- What the task requires -
Start at the line containing "What React, TypeScript and Tailwind", stop at the line containing "h-9 w-[402px] border", and set down every line in that stretch exactly as written, and nothing else.

- Data records -
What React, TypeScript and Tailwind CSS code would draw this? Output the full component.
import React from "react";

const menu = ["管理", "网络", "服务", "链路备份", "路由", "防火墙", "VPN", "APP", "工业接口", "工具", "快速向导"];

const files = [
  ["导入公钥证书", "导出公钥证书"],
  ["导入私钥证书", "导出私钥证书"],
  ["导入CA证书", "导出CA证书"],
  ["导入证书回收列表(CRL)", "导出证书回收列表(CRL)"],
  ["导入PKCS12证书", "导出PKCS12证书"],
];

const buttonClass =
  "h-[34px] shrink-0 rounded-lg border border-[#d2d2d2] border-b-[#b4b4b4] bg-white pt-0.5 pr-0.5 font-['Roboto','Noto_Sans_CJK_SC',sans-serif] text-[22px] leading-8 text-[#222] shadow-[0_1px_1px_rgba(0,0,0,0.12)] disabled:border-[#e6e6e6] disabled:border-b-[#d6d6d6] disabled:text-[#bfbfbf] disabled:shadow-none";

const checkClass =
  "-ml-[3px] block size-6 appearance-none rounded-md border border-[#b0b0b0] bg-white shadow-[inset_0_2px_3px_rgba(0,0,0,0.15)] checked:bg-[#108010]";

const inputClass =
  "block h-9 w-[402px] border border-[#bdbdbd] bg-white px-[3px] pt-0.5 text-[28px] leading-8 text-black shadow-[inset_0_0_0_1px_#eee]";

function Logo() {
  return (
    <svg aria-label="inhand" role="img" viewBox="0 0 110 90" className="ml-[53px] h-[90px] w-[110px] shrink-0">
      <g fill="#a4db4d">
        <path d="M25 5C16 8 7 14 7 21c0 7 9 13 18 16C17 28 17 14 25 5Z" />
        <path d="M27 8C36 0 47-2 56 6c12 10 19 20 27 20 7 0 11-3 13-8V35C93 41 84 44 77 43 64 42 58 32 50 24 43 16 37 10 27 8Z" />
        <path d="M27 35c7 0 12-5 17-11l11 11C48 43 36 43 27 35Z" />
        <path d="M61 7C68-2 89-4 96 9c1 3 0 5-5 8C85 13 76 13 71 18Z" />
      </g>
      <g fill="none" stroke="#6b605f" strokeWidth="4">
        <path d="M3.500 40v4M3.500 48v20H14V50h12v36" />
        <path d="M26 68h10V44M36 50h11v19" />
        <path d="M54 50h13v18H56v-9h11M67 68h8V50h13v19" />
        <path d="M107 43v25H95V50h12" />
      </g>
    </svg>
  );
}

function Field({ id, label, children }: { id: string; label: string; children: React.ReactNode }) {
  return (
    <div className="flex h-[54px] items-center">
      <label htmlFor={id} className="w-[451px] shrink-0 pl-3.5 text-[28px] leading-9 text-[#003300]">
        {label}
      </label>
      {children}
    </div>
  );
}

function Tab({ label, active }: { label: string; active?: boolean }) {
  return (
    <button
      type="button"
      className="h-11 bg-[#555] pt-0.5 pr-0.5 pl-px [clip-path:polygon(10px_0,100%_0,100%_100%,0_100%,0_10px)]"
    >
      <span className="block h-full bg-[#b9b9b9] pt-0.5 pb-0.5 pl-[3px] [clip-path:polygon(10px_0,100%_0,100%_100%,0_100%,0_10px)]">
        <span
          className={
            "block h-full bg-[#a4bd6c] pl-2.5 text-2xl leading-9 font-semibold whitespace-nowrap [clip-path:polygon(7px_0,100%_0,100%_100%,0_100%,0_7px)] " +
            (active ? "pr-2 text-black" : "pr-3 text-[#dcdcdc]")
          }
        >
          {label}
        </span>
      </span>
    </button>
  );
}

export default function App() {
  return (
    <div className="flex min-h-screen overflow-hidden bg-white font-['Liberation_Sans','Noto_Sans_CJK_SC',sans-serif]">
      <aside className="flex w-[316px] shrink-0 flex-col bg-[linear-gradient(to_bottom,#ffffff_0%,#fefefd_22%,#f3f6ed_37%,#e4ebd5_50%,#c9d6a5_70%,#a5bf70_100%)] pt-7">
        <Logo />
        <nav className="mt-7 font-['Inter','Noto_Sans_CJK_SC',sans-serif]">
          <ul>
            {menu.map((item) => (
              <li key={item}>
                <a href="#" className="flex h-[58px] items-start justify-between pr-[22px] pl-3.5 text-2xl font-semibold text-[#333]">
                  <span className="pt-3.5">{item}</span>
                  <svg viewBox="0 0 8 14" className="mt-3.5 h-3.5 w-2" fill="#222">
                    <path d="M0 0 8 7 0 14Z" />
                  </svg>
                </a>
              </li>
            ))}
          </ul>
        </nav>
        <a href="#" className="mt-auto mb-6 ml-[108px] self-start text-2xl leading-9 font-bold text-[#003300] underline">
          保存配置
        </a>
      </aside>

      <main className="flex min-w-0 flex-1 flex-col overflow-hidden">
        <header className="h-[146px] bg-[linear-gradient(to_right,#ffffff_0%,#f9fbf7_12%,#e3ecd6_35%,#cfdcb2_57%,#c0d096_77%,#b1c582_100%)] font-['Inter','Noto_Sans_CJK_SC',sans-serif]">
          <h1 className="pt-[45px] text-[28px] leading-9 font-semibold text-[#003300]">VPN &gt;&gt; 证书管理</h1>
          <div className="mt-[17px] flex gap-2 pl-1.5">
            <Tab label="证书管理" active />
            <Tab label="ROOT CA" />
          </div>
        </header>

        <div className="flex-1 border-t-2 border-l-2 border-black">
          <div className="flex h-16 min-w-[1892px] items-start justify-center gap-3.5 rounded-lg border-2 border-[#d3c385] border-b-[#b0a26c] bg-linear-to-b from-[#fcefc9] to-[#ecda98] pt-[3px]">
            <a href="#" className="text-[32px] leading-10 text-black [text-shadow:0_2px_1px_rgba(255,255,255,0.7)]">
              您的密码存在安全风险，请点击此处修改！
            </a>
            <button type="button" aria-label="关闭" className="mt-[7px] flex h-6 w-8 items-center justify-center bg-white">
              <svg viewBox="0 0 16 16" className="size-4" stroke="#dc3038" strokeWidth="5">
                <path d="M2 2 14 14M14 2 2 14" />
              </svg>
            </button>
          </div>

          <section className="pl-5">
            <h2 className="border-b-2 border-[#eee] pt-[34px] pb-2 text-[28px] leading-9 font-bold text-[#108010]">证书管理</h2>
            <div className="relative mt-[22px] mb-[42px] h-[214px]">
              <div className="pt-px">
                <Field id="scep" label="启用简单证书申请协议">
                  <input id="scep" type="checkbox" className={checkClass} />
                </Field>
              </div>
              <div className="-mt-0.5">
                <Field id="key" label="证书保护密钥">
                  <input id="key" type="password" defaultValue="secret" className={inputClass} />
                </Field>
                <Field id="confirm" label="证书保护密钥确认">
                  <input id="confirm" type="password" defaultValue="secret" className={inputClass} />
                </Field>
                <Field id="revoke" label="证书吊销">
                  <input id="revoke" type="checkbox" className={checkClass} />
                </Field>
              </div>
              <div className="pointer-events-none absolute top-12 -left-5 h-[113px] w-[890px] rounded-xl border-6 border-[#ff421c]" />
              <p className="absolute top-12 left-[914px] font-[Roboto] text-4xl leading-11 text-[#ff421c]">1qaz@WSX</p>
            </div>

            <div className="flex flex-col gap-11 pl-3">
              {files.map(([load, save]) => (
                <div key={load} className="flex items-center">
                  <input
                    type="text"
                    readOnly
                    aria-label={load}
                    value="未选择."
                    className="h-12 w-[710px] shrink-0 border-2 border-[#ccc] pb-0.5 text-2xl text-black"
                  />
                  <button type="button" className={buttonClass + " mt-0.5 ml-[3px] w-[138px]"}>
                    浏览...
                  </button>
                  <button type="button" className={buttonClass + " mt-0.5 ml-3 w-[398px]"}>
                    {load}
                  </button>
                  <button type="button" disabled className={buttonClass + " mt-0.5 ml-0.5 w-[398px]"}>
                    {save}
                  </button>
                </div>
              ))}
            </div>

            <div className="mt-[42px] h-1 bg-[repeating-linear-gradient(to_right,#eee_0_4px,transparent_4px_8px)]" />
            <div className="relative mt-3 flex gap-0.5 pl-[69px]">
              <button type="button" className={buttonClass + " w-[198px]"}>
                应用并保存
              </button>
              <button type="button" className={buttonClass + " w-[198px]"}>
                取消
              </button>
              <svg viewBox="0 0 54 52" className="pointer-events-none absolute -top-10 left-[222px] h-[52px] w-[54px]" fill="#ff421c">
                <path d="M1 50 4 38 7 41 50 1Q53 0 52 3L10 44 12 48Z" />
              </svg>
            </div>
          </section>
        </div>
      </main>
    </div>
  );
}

...

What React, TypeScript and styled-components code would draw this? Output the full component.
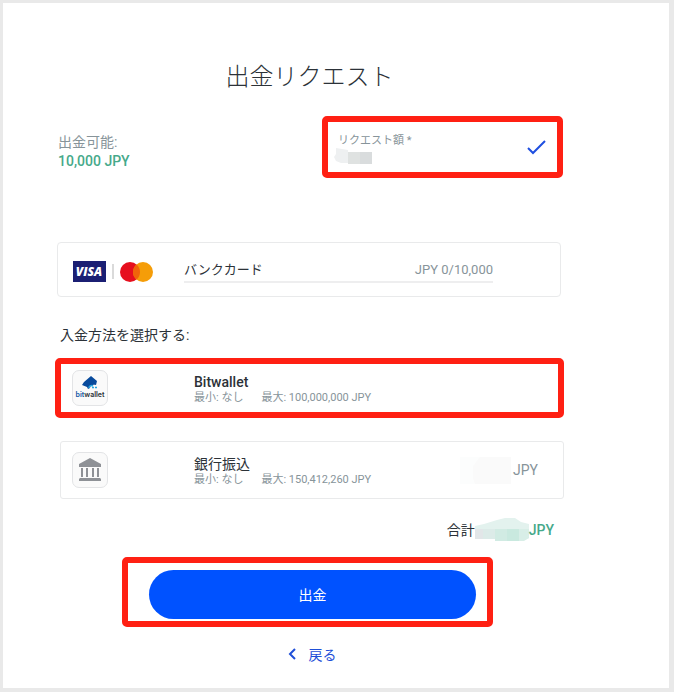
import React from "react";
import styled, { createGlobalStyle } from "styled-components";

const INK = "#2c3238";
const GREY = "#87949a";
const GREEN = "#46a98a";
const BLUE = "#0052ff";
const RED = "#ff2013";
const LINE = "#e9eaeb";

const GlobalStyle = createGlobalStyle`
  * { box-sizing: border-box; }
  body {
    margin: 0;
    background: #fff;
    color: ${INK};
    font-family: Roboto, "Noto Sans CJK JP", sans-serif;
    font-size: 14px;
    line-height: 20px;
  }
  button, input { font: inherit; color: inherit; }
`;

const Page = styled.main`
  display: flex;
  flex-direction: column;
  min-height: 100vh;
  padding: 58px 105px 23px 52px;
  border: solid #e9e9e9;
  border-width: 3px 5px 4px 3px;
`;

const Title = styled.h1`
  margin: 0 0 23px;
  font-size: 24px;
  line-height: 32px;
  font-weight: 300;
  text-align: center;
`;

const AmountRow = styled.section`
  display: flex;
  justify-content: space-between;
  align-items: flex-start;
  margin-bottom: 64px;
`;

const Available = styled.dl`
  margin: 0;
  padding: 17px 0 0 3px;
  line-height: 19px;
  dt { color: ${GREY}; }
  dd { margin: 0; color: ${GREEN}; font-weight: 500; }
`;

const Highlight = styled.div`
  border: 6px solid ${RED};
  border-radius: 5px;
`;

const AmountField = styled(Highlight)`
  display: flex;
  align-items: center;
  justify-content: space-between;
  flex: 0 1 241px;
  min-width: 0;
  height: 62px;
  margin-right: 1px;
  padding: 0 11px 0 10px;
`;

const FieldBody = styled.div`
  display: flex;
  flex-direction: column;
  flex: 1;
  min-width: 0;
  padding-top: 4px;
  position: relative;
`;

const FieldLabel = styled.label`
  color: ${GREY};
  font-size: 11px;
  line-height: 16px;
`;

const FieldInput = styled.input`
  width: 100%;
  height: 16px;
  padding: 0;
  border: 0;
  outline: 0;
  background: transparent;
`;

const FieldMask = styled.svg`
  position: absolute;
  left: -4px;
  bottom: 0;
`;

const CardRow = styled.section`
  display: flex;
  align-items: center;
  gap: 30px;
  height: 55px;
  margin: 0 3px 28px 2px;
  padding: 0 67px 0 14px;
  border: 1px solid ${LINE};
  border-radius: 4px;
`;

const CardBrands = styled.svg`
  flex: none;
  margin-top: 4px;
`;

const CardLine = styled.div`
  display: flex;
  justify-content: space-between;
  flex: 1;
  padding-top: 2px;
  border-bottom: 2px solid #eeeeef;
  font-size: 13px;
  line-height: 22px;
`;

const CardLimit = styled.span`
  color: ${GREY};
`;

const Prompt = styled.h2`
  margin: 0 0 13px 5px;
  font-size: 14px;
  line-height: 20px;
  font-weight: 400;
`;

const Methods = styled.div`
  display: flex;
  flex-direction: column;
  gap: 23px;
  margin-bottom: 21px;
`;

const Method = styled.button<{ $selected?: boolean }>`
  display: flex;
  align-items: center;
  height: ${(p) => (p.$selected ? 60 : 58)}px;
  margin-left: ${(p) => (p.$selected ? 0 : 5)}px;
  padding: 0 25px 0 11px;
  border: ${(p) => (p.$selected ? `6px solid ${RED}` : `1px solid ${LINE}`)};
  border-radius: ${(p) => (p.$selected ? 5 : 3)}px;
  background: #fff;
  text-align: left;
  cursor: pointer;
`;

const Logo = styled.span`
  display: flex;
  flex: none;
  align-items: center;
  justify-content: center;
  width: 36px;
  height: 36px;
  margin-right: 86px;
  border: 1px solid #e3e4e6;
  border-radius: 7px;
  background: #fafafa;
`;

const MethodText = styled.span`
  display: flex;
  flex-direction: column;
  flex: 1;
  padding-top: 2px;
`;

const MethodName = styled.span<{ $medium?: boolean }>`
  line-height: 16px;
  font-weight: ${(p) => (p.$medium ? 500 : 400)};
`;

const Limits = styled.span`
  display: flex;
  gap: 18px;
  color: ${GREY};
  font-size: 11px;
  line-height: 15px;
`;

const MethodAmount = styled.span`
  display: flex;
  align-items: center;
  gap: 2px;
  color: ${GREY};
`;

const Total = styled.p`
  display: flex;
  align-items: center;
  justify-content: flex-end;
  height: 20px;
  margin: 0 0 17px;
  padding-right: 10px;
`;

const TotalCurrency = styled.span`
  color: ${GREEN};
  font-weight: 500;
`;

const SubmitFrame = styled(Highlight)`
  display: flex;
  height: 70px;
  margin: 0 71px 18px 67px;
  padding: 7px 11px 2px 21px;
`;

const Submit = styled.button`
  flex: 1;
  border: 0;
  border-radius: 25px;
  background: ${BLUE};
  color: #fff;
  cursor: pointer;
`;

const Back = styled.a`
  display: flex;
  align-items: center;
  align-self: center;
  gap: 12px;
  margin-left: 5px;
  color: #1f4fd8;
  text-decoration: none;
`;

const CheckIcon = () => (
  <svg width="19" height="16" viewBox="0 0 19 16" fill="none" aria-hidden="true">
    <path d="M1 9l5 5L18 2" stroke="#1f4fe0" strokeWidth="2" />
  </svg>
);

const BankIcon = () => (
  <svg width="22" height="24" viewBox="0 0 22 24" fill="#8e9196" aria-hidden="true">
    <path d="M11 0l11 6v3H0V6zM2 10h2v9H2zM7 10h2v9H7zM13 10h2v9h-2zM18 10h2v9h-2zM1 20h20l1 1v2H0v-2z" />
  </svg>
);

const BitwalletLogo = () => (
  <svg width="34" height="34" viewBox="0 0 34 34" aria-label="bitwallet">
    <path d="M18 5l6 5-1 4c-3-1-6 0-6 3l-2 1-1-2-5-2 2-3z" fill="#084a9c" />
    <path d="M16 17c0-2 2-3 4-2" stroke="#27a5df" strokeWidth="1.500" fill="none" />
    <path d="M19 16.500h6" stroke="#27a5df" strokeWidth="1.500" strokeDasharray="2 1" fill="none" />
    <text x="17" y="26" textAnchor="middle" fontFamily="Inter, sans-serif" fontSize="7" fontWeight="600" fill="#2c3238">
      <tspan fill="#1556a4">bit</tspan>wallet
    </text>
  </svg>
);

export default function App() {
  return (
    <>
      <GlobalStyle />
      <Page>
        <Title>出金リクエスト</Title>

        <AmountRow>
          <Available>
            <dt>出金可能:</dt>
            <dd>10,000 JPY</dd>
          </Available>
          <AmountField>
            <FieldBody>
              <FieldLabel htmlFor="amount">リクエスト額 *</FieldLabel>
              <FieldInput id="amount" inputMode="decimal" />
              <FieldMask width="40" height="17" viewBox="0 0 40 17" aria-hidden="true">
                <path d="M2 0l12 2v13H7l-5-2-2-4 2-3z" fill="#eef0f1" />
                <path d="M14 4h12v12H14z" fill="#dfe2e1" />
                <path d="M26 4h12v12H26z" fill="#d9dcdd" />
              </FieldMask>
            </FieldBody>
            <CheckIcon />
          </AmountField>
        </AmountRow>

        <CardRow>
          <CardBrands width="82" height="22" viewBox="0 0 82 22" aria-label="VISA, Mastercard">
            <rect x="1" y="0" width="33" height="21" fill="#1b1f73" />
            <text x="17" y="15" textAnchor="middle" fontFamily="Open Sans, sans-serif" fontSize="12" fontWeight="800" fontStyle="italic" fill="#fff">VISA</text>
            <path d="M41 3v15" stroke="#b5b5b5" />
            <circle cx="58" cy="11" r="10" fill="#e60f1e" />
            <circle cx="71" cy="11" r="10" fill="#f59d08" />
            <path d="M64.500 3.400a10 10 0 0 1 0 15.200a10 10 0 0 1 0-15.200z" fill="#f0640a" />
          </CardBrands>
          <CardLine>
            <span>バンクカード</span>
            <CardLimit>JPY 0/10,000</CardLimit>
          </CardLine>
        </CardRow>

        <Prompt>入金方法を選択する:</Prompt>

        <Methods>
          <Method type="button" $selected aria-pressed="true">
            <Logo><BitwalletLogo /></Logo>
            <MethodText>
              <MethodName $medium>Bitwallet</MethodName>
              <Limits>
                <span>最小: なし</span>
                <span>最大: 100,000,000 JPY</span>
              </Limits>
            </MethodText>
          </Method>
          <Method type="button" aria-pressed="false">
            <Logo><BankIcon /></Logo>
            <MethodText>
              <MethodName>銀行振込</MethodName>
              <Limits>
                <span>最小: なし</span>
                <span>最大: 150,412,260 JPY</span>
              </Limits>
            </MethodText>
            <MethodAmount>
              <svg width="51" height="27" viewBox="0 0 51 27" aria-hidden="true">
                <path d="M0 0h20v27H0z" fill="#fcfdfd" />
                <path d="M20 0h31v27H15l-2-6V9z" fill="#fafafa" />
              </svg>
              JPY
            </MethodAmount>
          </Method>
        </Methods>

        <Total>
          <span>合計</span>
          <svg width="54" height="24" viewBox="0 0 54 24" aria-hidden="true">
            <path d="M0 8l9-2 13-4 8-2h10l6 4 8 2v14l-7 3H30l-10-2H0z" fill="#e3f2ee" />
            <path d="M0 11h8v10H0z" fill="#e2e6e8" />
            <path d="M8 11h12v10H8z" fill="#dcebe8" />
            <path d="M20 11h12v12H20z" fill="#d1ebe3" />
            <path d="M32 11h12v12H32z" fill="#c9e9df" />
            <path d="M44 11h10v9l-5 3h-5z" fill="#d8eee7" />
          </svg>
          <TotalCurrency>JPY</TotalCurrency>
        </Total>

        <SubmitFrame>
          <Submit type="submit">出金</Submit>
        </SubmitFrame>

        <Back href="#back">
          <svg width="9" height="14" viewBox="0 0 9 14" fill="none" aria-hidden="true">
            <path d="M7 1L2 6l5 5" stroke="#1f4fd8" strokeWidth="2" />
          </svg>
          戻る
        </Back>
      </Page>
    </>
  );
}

* * *

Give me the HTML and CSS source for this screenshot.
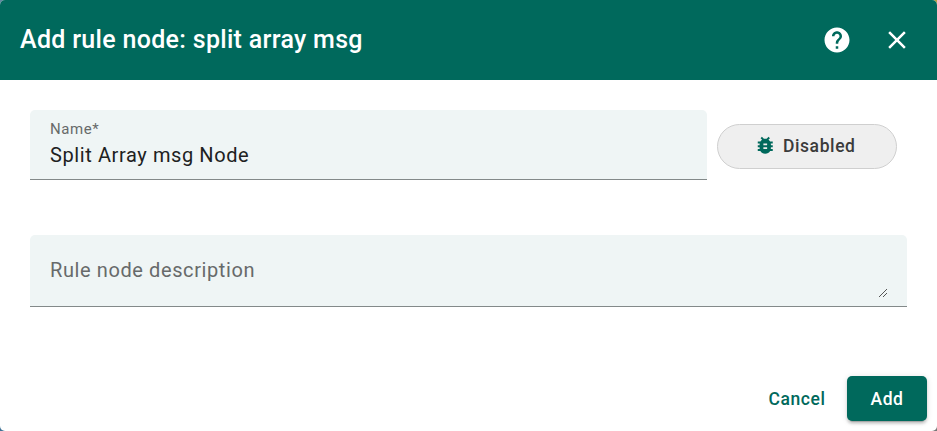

- Full answer -
What React, TypeScript and Tailwind CSS code would draw this? Output the full component.
import React from "react";

const menu = ["管理", "网络", "服务", "链路备份", "路由", "防火墙", "VPN", "APP", "工业接口", "工具", "快速向导"];

const files = [
  ["导入公钥证书", "导出公钥证书"],
  ["导入私钥证书", "导出私钥证书"],
  ["导入CA证书", "导出CA证书"],
  ["导入证书回收列表(CRL)", "导出证书回收列表(CRL)"],
  ["导入PKCS12证书", "导出PKCS12证书"],
];

const buttonClass =
  "h-[34px] shrink-0 rounded-lg border border-[#d2d2d2] border-b-[#b4b4b4] bg-white pt-0.5 pr-0.5 font-['Roboto','Noto_Sans_CJK_SC',sans-serif] text-[22px] leading-8 text-[#222] shadow-[0_1px_1px_rgba(0,0,0,0.12)] disabled:border-[#e6e6e6] disabled:border-b-[#d6d6d6] disabled:text-[#bfbfbf] disabled:shadow-none";

const checkClass =
  "-ml-[3px] block size-6 appearance-none rounded-md border border-[#b0b0b0] bg-white shadow-[inset_0_2px_3px_rgba(0,0,0,0.15)] checked:bg-[#108010]";

const inputClass =
  "block h-9 w-[402px] border border-[#bdbdbd] bg-white px-[3px] pt-0.5 text-[28px] leading-8 text-black shadow-[inset_0_0_0_1px_#eee]";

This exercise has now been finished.